** Begin Dataset content **
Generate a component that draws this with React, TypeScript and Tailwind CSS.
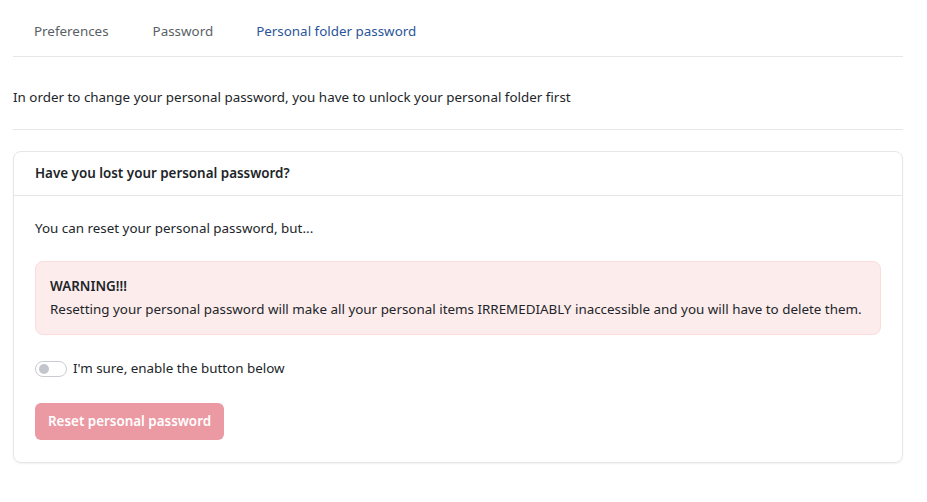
import { useState } from "react";

export default function App() {
  const [sure, setSure] = useState(false);

  return (
    <div className="min-h-screen bg-white px-[13px] text-[13.4px] text-[#212529] [font-family:'Noto_Sans',sans-serif]">
      {/* Tabs */}
      <div className="flex w-[890px] border-b border-[#e4e6e8]">
        <div className="pl-[21px] pr-[22px] pt-[21px] pb-[14px] leading-[21px] text-[#5a5f66]">Preferences</div>
        <div className="pl-[22px] pr-[21px] pt-[21px] pb-[14px] leading-[21px] text-[#5a5f66]">Password</div>
        <div className="px-[22px] pt-[21px] pb-[14px] leading-[21px] text-[#2a5599]">Personal folder password</div>
      </div>

      <p className="mt-[30px] mb-[21px] leading-[21px]">
        In order to change your personal password, you have to unlock your personal folder first
      </p>
      <div className="w-[890px] border-t border-[#e4e6e8]" />

      {/* Card */}
      <div className="mt-[21px] w-[890px] rounded-lg border border-[#e4e6e8] shadow-[0_1px_2px_rgba(0,0,0,0.06)]">
        <div className="flex h-[44px] items-center border-b border-[#e4e6e8] px-[21px] font-semibold">
          Have you lost your personal password?
        </div>
        <div className="px-[21px] pt-[22px] pb-[22px]">
          <p className="leading-[21px]">You can reset your personal password, but...</p>

          <div className="mt-[22px] rounded-lg border border-[#fadcdc] bg-[#fdecec] px-[14px] pt-[13px] pb-[13px] leading-[23px]">
            <div className="font-semibold">WARNING!!!</div>
            <div className="whitespace-nowrap">
              Resetting your personal password will make all your personal items IRREMEDIABLY inaccessible and you will have to delete them.
            </div>
          </div>

          <label className="mt-[23px] flex items-center gap-[6px] leading-[21px]">
            <button
              type="button"
              onClick={() => setSure(!sure)}
              className="flex h-[16px] w-[32px] items-center rounded-full border border-[#c9ccd1] bg-white px-[3px]"
            >
              <span className="h-[10px] w-[10px] rounded-full bg-[#c3c6cc]" />
            </button>
            I'm sure, enable the button below
          </label>

          <button
            type="button"
            disabled={!sure}
            className="mt-[24px] h-[37px] rounded-md bg-[#eb99a3] px-[13px] text-[13.4px] font-semibold text-white"
          >
            Reset personal password
          </button>
        </div>
      </div>
    </div>
  );
}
** End Dataset content **
### Goal
Leave every image out, and retype the material exactly.

### Written solution
Generate a component that draws this with React, TypeScript and Tailwind CSS.
import { useState } from "react";

export default function App() {
  const [sure, setSure] = useState(false);

  return (
    <div className="min-h-screen bg-white px-[13px] text-[13.4px] text-[#212529] [font-family:'Noto_Sans',sans-serif]">
      {/* Tabs */}
      <div className="flex w-[890px] border-b border-[#e4e6e8]">
        <div className="pl-[21px] pr-[22px] pt-[21px] pb-[14px] leading-[21px] text-[#5a5f66]">Preferences</div>
        <div className="pl-[22px] pr-[21px] pt-[21px] pb-[14px] leading-[21px] text-[#5a5f66]">Password</div>
        <div className="px-[22px] pt-[21px] pb-[14px] leading-[21px] text-[#2a5599]">Personal folder password</div>
      </div>

      <p className="mt-[30px] mb-[21px] leading-[21px]">
        In order to change your personal password, you have to unlock your personal folder first
      </p>
      <div className="w-[890px] border-t border-[#e4e6e8]" />

      {/* Card */}
      <div className="mt-[21px] w-[890px] rounded-lg border border-[#e4e6e8] shadow-[0_1px_2px_rgba(0,0,0,0.06)]">
        <div className="flex h-[44px] items-center border-b border-[#e4e6e8] px-[21px] font-semibold">
          Have you lost your personal password?
        </div>
        <div className="px-[21px] pt-[22px] pb-[22px]">
          <p className="leading-[21px]">You can reset your personal password, but...</p>

          <div className="mt-[22px] rounded-lg border border-[#fadcdc] bg-[#fdecec] px-[14px] pt-[13px] pb-[13px] leading-[23px]">
            <div className="font-semibold">WARNING!!!</div>
            <div className="whitespace-nowrap">
              Resetting your personal password will make all your personal items IRREMEDIABLY inaccessible and you will have to delete them.
            </div>
          </div>

          <label className="mt-[23px] flex items-center gap-[6px] leading-[21px]">
            <button
              type="button"
              onClick={() => setSure(!sure)}
              className="flex h-[16px] w-[32px] items-center rounded-full border border-[#c9ccd1] bg-white px-[3px]"
            >
              <span className="h-[10px] w-[10px] rounded-full bg-[#c3c6cc]" />
            </button>
            I'm sure, enable the button below
          </label>

          <button
            type="button"
            disabled={!sure}
            className="mt-[24px] h-[37px] rounded-md bg-[#eb99a3] px-[13px] text-[13.4px] font-semibold text-white"
          >
            Reset personal password
          </button>
        </div>
      </div>
    </div>
  );
}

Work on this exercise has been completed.